▶ _Material provided_
=====

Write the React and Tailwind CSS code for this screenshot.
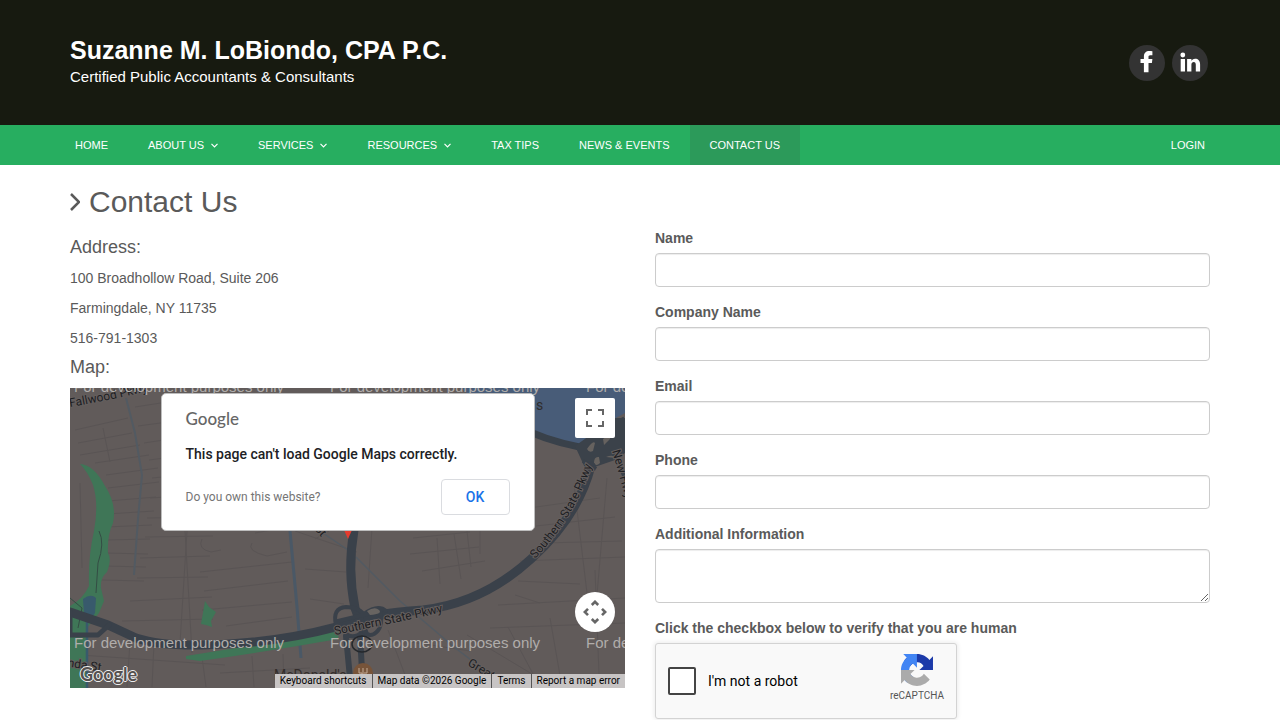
import React from 'react';

const navItems = [
  { label: 'Home' },
  { label: 'About Us', menu: true },
  { label: 'Services', menu: true },
  { label: 'Resources', menu: true },
  { label: 'Tax Tips' },
  { label: 'News & Events' },
  { label: 'Contact Us', active: true },
];

const fields = [
  { id: 'name', label: 'Name', type: 'text' },
  { id: 'company', label: 'Company Name', type: 'text' },
  { id: 'email', label: 'Email', type: 'email' },
  { id: 'phone', label: 'Phone', type: 'tel' },
];

const controlClass =
  'block w-full rounded border border-[#cccccc] bg-white px-3 text-sm text-[#555555] shadow-[inset_0_1px_1px_rgba(0,0,0,0.075)] focus:border-[#66afe9] focus:outline-none';

function Header() {
  return (
    <header className="bg-[#171a10]">
      <div className="mx-auto flex h-[125px] max-w-[1170px] items-center justify-between px-[15px]">
        <div className="text-white">
          <div className="text-[25px] leading-7 font-bold">Suzanne M. LoBiondo, CPA P.C.</div>
          <div className="text-[15px] leading-[26px]">Certified Public Accountants &amp; Consultants</div>
        </div>
        <div className="flex gap-[7px] pr-0.5">
          <a href="#facebook" aria-label="Facebook" className="flex size-9 items-center justify-center rounded-full bg-[#333333]">
            <svg viewBox="0 0 36 36" className="size-9" fill="#ffffff" aria-hidden="true">
              <path d="M23.400 6.200v4h-2.100c-1.500 0-1.800.8-1.800 1.800v2.100h3.900l-.5 4h-3.400v9.200h-4.600v-9.200h-3.400v-4h3.400v-2.700c0-3.500 2.200-5.400 5.300-5.400 1.500 0 2.800.1 3.200.2z" />
            </svg>
          </a>
          <a href="#linkedin" aria-label="LinkedIn" className="flex size-9 items-center justify-center rounded-full bg-[#333333]">
            <svg viewBox="0 0 36 36" className="size-9" fill="#ffffff" aria-hidden="true">
              <circle cx="10.800" cy="10" r="2.400" />
              <path d="M8.700 14h4.300v12.500H8.700zM15.100 14h4.300v1.800c.6-.9 1.700-2.100 3.800-2.100 2.800 0 4.900 1.800 4.900 5.700v7.100h-4.300v-6.700c0-1.700-.6-2.800-2.100-2.800-1.200 0-2.300.8-2.300 2.700v6.800h-4.300z" />
            </svg>
          </a>
        </div>
      </div>
    </header>
  );
}

function Nav() {
  return (
    <nav className="bg-[#27ae60] text-[11px] leading-10 text-white uppercase">
      <div className="mx-auto flex max-w-[1170px] justify-between">
        <ul className="flex">
          {navItems.map((item) => (
            <li key={item.label}>
              <a href="#nav" className={item.active ? 'flex items-center bg-[#2c9a5a] px-5' : 'flex items-center px-5'}>
                {item.label}
                {item.menu && (
                  <svg viewBox="0 0 7 5" className="ml-[7px] h-[5px] w-[7px]" fill="none" stroke="currentColor" strokeWidth="1.2" aria-hidden="true">
                    <path d="M.5.8l3 3 3-3" />
                  </svg>
                )}
              </a>
            </li>
          ))}
        </ul>
        <a href="#login" className="px-5">Login</a>
      </div>
    </nav>
  );
}

function MapDrawing() {
  return (
    <svg viewBox="0 0 555 300" preserveAspectRatio="xMidYMid slice" className="block h-full w-full font-[Roboto,sans-serif]" role="img" aria-label="Street map">
      <defs>
        <path id="fallwood" d="M0 19Q35 13 80 3" />
        <path id="parkwaySouth" d="M265 247Q320 236 378 223" />
        <path id="parkwayEast" d="M465 171Q507 127 525 68" />
        <path id="newHighway" d="M542 63L572 167" />
      </defs>
      <rect width="555" height="300" fill="#615b5a" />
      <g fill="none" stroke="#565152" strokeWidth="1" opacity=".65">
        <path d="M5 42L58 30M8 55L62 45M10 67L70 57M25 75L79 67M36 87L88 80M38 100L89 94M38 113L86 109M37 126L84 123M36 139L82 137M36 152L80 151M35 165L78 166M34 178L76 179M31 192L74 193" />
        <path d="M65 19L110 12M68 38L120 31M74 55L133 46M79 72L140 64M82 90L146 84M80 110L144 106M77 130L140 129M75 149L143 148M70 170L140 168M67 190L138 189M60 213L142 209M52 233L143 231" />
        <path d="M108 20L122 265M117 143L110 255M33 40L40 74M10 95L12 180" />
        <path d="M132 151Q127 161 141 164L151 162M182 155Q176 163 197 168L217 164M185 145L218 139M130 184L222 174M134 203L218 193M132 222L222 214M156 238L222 229" />
        <path d="M225 143L287 164M235 181L276 184M240 211L274 216M245 151L259 143M302 140L298 200M343 150L400 144M340 166L409 159M352 183L415 173M367 150L370 196M384 146L391 191M397 143L401 179M410 143L410 166" />
        <path d="M459 120L530 110M466 138L545 129M473 155L552 153M450 173L555 169M448 193L510 196M445 207L470 215M504 97L520 230M537 90L525 230M428 217L555 210M420 240L555 235M480 230L492 299M525 182L529 286" />
        <path d="M10 267L155 277M60 254L57 299M84 255L82 299M132 269L136 299M182 268L184 299M213 266L214 299M150 285L240 280M318 242L340 300M341 254L400 263M397 247L472 292M438 239L470 299" />
      </g>
      <g fill="none" stroke="#525a62">
        <path d="M56 10L65 45L72 87L68 131L64 187" strokeWidth="2" />
        <path d="M220 143L227 219L231 270" stroke="#4a5866" strokeWidth="3" />
        <path d="M286 169L330 213L384 259L405 275M250 143L278 162" strokeWidth="1.500" />
      </g>
      <g fill="#3f7657">
        <path d="M10 76Q24 77 35 98Q47 116 43 135Q37 148 38 165Q42 171 37 184Q30 190 31 200L34 213L29 225L17 240V300H0V218Q13 211 19 198Q18 169 24 143Q29 116 23 97Q18 84 10 76z" />
        <path d="M135 213L139 219L146 224L141 233L142 239L136 237L131 236z" />
        <path d="M116 268L228 250L270 238L268 251Q195 264 130 273L116 271z" />
      </g>
      <path d="M13 211Q21 205 26 210L25 225L20 232L14 226z" fill="#385a6c" />
      <path d="M17 230V300" stroke="#385a6c" strokeWidth="2.500" />
      <path d="M0 210L12 220L8 240M29 143Q35 155 28 175L26 205" fill="none" stroke="#344d44" strokeWidth="1" />
      <path d="M360 0H555V25L535 36L522 66L465 49L430 34L391 0z" fill="#485c78" />
      <path d="M460 44Q490 57 528 62L545 37L555 32" fill="none" stroke="#39414a" strokeWidth="7" />
      <path d="M505 58L526 43L540 30H555V65L545 72L516 82z" fill="#3b424a" />
      <path d="M517 61q6-9 8-6l-2 8q-4 2-6-2zM533 51q8-6 7 0l-6 6zM524 75q0-7 5-6l1 6q-4 4-6 0zM536 69q7-3 10 1z" fill="#66625f" />
      <path d="M526 81L513 73M546 68L555 90" fill="none" stroke="#39414a" strokeWidth="4" />
      <g fill="none" stroke="#3a414a" strokeLinecap="round" strokeLinejoin="round">
        <path d="M0 224L38 237L66 250Q91 258 132 257Q202 256 266 239Q300 225 353 222Q413 215 461 171Q508 129 521 78" strokeWidth="9" />
        <path d="M0 247H28L39 237M0 224V247" strokeWidth="5" />
        <path d="M284 142Q277 182 285 220L294 245" strokeWidth="9" />
        <path d="M266 237Q262 220 276 219Q288 219 294 226Q308 216 316 223M268 233L310 223Q314 240 304 246Q298 249 294 243M274 243Q279 251 288 247" strokeWidth="4" />
        <path d="M290 247L293 300M276 248L280 290" strokeWidth="6" />
      </g>
      <path d="M297 223q8-5 12-1t-9 5z" fill="#686461" />
      <ellipse cx="292" cy="256" rx="10" ry="8" fill="none" stroke="#25282c" strokeWidth="1.500" />
      <g fill="#1d2023" stroke="#655f5e" strokeWidth="2" paintOrder="stroke" fontSize="12">
        <text><textPath href="#fallwood">Fallwood Pkwy</textPath></text>
        <text><textPath href="#parkwaySouth">Southern State Pkwy</textPath></text>
        <text><textPath href="#parkwayEast">Southern State Pkwy</textPath></text>
        <text><textPath href="#newHighway">New Hwy</textPath></text>
        <text x="-3" y="279" transform="rotate(8 0 280)">nda St</text>
        <text x="397" y="277" transform="rotate(31 397 277)">Great</text>
        <text x="244" y="141" transform="rotate(48 244 141)">St</text>
      </g>
      <text x="204" y="292" fill="#332d2b" fontSize="14">McDonald's</text>
      <text x="466" y="22" fill="#302d2c" fontSize="14">s</text>
      <circle cx="293" cy="285" r="10" fill="#77543a" />
      <path d="M289 280v5h3v5M293 280v10M297 280v5h-3" fill="none" stroke="#c4aa94" />
      <path d="M274 142h8l-4 9z" fill="#e53b2e" />
      <g fill="#b0adab" fontFamily="Liberation Sans, sans-serif" fontSize="15">
        <text x="4" y="4">For development purposes only</text>
        <text x="260" y="4">For development purposes only</text>
        <text x="516" y="4">For development purposes only</text>
        <text x="4" y="260">For development purposes only</text>
        <text x="260" y="260">For development purposes only</text>
        <text x="516" y="260">For development purposes only</text>
      </g>
    </svg>
  );
}

function MapPanel() {
  return (
    <div className="relative h-[300px] overflow-hidden bg-[#615b5a] font-[Roboto,sans-serif]">
      <MapDrawing />
      <a href="#map" className="absolute bottom-0 left-[10px] font-[Lato,sans-serif] text-lg leading-7 font-bold text-[#55504e] [text-shadow:1px_0_#eee,-1px_0_#eee,0_1px_#eee,0_-1px_#eee]">Google</a>
      <div className="absolute right-0 bottom-0 flex h-[14px] items-center bg-[#c7c4c4] text-[10px] leading-[14px] text-black">
        <button type="button" className="px-[5px]">Keyboard shortcuts</button>
        <span className="border-l border-[#555555] px-[5px]">Map data ©2026 Google</span>
        <a href="#terms" className="border-l border-[#555555] px-[5px]">Terms</a>
        <a href="#report" className="border-l border-[#555555] px-[5px]">Report a map error</a>
      </div>
      <button type="button" aria-label="Toggle fullscreen view" className="absolute top-[10px] right-[10px] flex size-10 items-center justify-center rounded-xs bg-white">
        <svg viewBox="0 0 18 18" className="size-[18px]" fill="#666666" aria-hidden="true">
          <path d="M0 0v6h2V2h4V0H0zm16 0h-4v2h4v4h2V0h-2zm0 16h-4v2h6v-6h-2v4zM2 12H0v6h6v-2H2v-4z" />
        </svg>
      </button>
      <button type="button" aria-label="Map camera controls" className="absolute right-[10px] bottom-14 flex size-10 items-center justify-center rounded-full bg-white">
        <svg viewBox="0 0 24 24" className="size-6" fill="none" stroke="#666666" strokeWidth="2.600" aria-hidden="true">
          <path d="M8.800 5L12 1.800 15.200 5M8.800 19l3.200 3.200 3.200-3.200M5 8.800L1.800 12 5 15.200M19 8.800l3.200 3.200-3.200 3.200" />
        </svg>
      </button>
      <div role="dialog" aria-label="Map message" className="absolute inset-x-0 top-[5px] mx-auto flex h-[138px] w-[374px] flex-col rounded-[5px] border border-[#bdbdbd] bg-white px-6 pt-[15px]">
        <div className="font-[Lato,sans-serif] text-[17px] leading-5 font-medium text-[#666666]">Google</div>
        <p className="mt-[15px] text-sm leading-5 font-medium text-[#202124]">This page can't load Google Maps correctly.</p>
        <div className="mt-[15px] flex items-center justify-between">
          <a href="#owner" className="text-xs text-[#757575]">Do you own this website?</a>
          <button type="button" className="h-9 w-[69px] rounded border border-[#dadce0] text-sm font-medium text-[#1a73e8]">OK</button>
        </div>
      </div>
    </div>
  );
}

function Captcha() {
  return (
    <div className="flex h-[76px] w-[302px] justify-between rounded-[3px] border border-[#d3d3d3] bg-[#f9f9f9] px-3 font-[Roboto,sans-serif] shadow-[0_0_4px_1px_rgba(0,0,0,0.08)]">
      <label className="flex items-center gap-3 text-sm text-black">
        <input type="checkbox" className="size-7 appearance-none rounded-xs border-2 border-[#444444] bg-white checked:bg-[#27ae60]" />
        I'm not a robot
      </label>
      <div className="flex flex-col items-center pt-[10px]">
        <svg viewBox="0 0 64 64" className="size-8" aria-hidden="true">
          <path d="M64 31.955c-.001-.46-.012-.918-.032-1.373V4.639l-7.172 7.172C50.926 4.626 42.003.094 32.057.094c-10.420 0-19.667 4.977-25.500 12.684l11.756 11.879c1.152-2.131 2.789-3.961 4.755-5.338 2.045-1.596 4.942-2.900 8.989-2.900.489 0 .866.057 1.144.165 5.014.396 9.360 3.163 11.919 7.179l-8.321 8.321c10.540-.041 22.447-.066 27.201.129z" fill="#1c3aa9" />
          <path d="M31.862.094c-.46.001-.918.012-1.373.032H4.545l7.172 7.172C4.532 13.168 0 22.091 0 32.037c0 10.420 4.977 19.667 12.684 25.500l11.879-11.756c-2.131-1.152-3.961-2.789-5.338-4.755-1.596-2.045-2.900-4.942-2.900-8.989 0-.489.057-.866.165-1.144.396-5.014 3.163-9.360 7.179-11.919l8.321 8.321c-.041-10.540-.066-22.447-.128-27.201z" fill="#4285f4" />
          <path d="M.001 32.045c.001.46.012.918.032 1.373v25.944l7.172-7.172c5.870 7.185 14.793 11.717 24.739 11.717 10.420 0 19.667-4.977 25.500-12.684l-11.756-11.879c-1.152 2.131-2.789 3.961-4.755 5.338-2.045 1.596-4.942 2.900-8.989 2.900-.489 0-.866-.057-1.144-.165-5.014-.396-9.360-3.163-11.919-7.179l8.321-8.321c-10.540.041-22.447.066-27.201.128z" fill="#ababab" />
        </svg>
        <span className="pt-0.5 text-[10px] leading-4 text-[#555555]">reCAPTCHA</span>
      </div>
    </div>
  );
}

export default function App() {
  return (
    <div className="h-screen overflow-hidden bg-white font-[Liberation_Sans,Arial,sans-serif] text-sm text-[#5a5a5a]">
      <Header />
      <Nav />
      <main className="mx-auto max-w-[1170px] px-[15px]">
        <h1 className="flex items-center gap-[9px] pt-5 text-[30px] leading-[33px]">
          <svg viewBox="0 0 10 18" className="h-[18px] w-[10px]" fill="none" stroke="currentColor" strokeWidth="2.500" aria-hidden="true">
            <path d="M1 1l8 8-8 8" />
          </svg>
          Contact Us
        </h1>
        <div className="grid grid-cols-2 gap-[30px] pt-[10px]">
          <section>
            <h2 className="pt-[9px] text-lg leading-5">Address:</h2>
            <address className="pt-[11px] not-italic">
              <p className="mb-[10px] leading-5">100 Broadhollow Road, Suite 206</p>
              <p className="mb-[10px] leading-5">Farmingdale, NY 11735</p>
              <p className="mb-[9px] leading-5">516-791-1303</p>
            </address>
            <h2 className="mb-[11px] text-lg leading-5">Map:</h2>
            <MapPanel />
          </section>
          <form className="flex flex-col gap-[15px]">
            {fields.map((field) => (
              <div key={field.id}>
                <label htmlFor={field.id} className="mb-[5px] block leading-5 font-bold">{field.label}</label>
                <input id={field.id} type={field.type} className={`${controlClass} h-[34px]`} />
              </div>
            ))}
            <div>
              <label htmlFor="info" className="mb-[5px] block leading-5 font-bold">Additional Information</label>
              <textarea id="info" className={`${controlClass} h-[54px] resize-y py-1.5`} />
            </div>
            <fieldset>
              <legend className="mb-[5px] leading-5 font-bold">Click the checkbox below to verify that you are human</legend>
              <Captcha />
            </fieldset>
          </form>
        </div>
      </main>
    </div>
  );
}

=====

▶ _Task to complete_
Give again exactly the lines running from the beginning of the material above through the line that contains "w-full rounded border", and leave out every picture.

▶ _Solution to the problem_
Write the React and Tailwind CSS code for this screenshot.
import React from 'react';

const navItems = [
  { label: 'Home' },
  { label: 'About Us', menu: true },
  { label: 'Services', menu: true },
  { label: 'Resources', menu: true },
  { label: 'Tax Tips' },
  { label: 'News & Events' },
  { label: 'Contact Us', active: true },
];

const fields = [
  { id: 'name', label: 'Name', type: 'text' },
  { id: 'company', label: 'Company Name', type: 'text' },
  { id: 'email', label: 'Email', type: 'email' },
  { id: 'phone', label: 'Phone', type: 'tel' },
];

const controlClass =
  'block w-full rounded border border-[#cccccc] bg-white px-3 text-sm text-[#555555] shadow-[inset_0_1px_1px_rgba(0,0,0,0.075)] focus:border-[#66afe9] focus:outline-none';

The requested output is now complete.